2.3 In the USA, the initiative for establishing mediation centres came from lawyers. Mediations are both private mediations (without reference by the Court) as well as the mediations referred by the Court. There are

private mediation firms like JAMS having 45 full time mediators and with all infrastructure facilities to hold a large number of mediations. More people attend such places rather than wait in Courts ! The Government as well as the Judiciary have also realized the importance of mediation and how it can take a substantial load off the judicial system and thus prove both economical and satisfactory as a short term measure as well as in the long run. Hence, there are Court Annexed Mediation Centres run with funds readily made available by the Government. The mediator’s fees for first four hours of mediation are borne by the State through the Court and for further period, if at all necessary, the hourly fees of the mediators are borne by the parties. Most of the cases get settled in less than four hours.

3.1 Case Management means the proceedings of a case are managed effectively by the Judge presiding over the Court and not controlled by the lawyers. In the USA, it has been realized that alternative dispute resolution mechanisms like mediation or any other mechanism will not achieve desired results, unless the parties know that in case the dispute is not settled, they will have to go to trial after a few months with all its attendant uncertainties, and that too on a date already fixed in advance. It has further been realized that at the earliest stage of the case, the Judge should take the initiative to persuade the parties sitting in a multi door hall to select the door to the appropriate room for dispute resolution. In short, mediation and case management are considered as complementary to and indispensable for each other.


3.2.1 The Chief Judge (elected by colleagues for a fixed term) of San Diego Courts (comprising of 128 Judges & 40 Commissioners, referees and a staff of 1600) devotes his time exclusively to Court management & administration (judicial work is undertaken hardly once or twice in a month) and he monitors the working of each court, its needs and problems and gives solutions and support. He has to see that all his courts (128 + 40) work optimally & efficiently. He is assisted by a number of professional management persons & consultants who are very highly paid, often even more than the Chief Judge.

3.2.2 As the Chief Judge of such a large establishment, he has enormous task of implementing reforms, policies, monitoring the work of judges, supervising, guiding & instructing them, looking after the entire administration and staff of 1600 & budget of $ 140 million. If the administration is not done efficiently and effectively, the work of all 128 judges would suffer. Thus, the priority of the Presiding Judge is to oversee the whole judicial administration and ensure that the judges’ time and energy are utilized to their optimum capacity. He rarely sits in the courtroom for judicial work. For doing judicial work, he has 128 judges, but for over all administrative leadership and for ensuring good administrative support to those 128 judges, he is the only driving force.

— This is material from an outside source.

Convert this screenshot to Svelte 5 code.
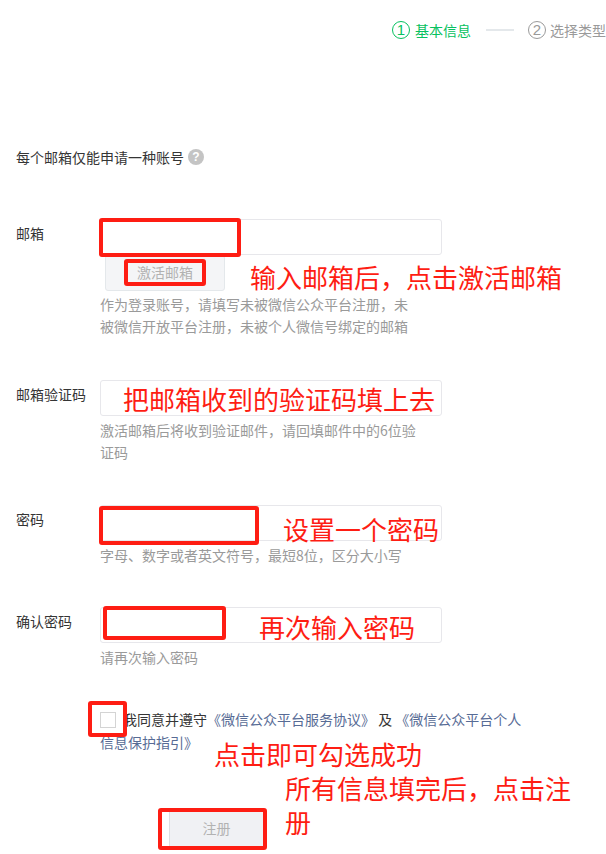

In other words, t he other Judges will be able to look after C ase M anagement more effectively, when the Chief Judge looks after the Court Management.

3.2.3 The authority of the Chief Judge, however, does not merely stem from his status and position. He also considers suggestions from a Joint committee of Judges and lawyers who meet once in a couple of months to discuss problems being faced by litigants, lawyers and judges in the course of judicial administration – whether before or during trial andfind solutions.

3.2.4 Judge Henderson, a senior Judge of the Federal District Court, San Francisco who was also the Chief Judge of that Court by rotation, indicated that circulation of disposal figures amongst the Judges also helps in motivating the Judges in deciding more number of cases and is useful as a peer pressure tool. Judge Peterson, the Chief Judge of San Diego Courts had also interesting things to say about the manner in which cases are distributed amongst the Judges of his Court and the manner in which he could motivate the Judges to decide more number of cases.

3.2.5 Some of the problems of delays and arrears in India can be attributed to the lack of time made available for effective management to the judicial leadership. Judicial Leadership is expected to attend to judicial work in the same manner and in equal proportion to that of a sitting Judge of the Court. Thus, the time available for administrative work is quite limited.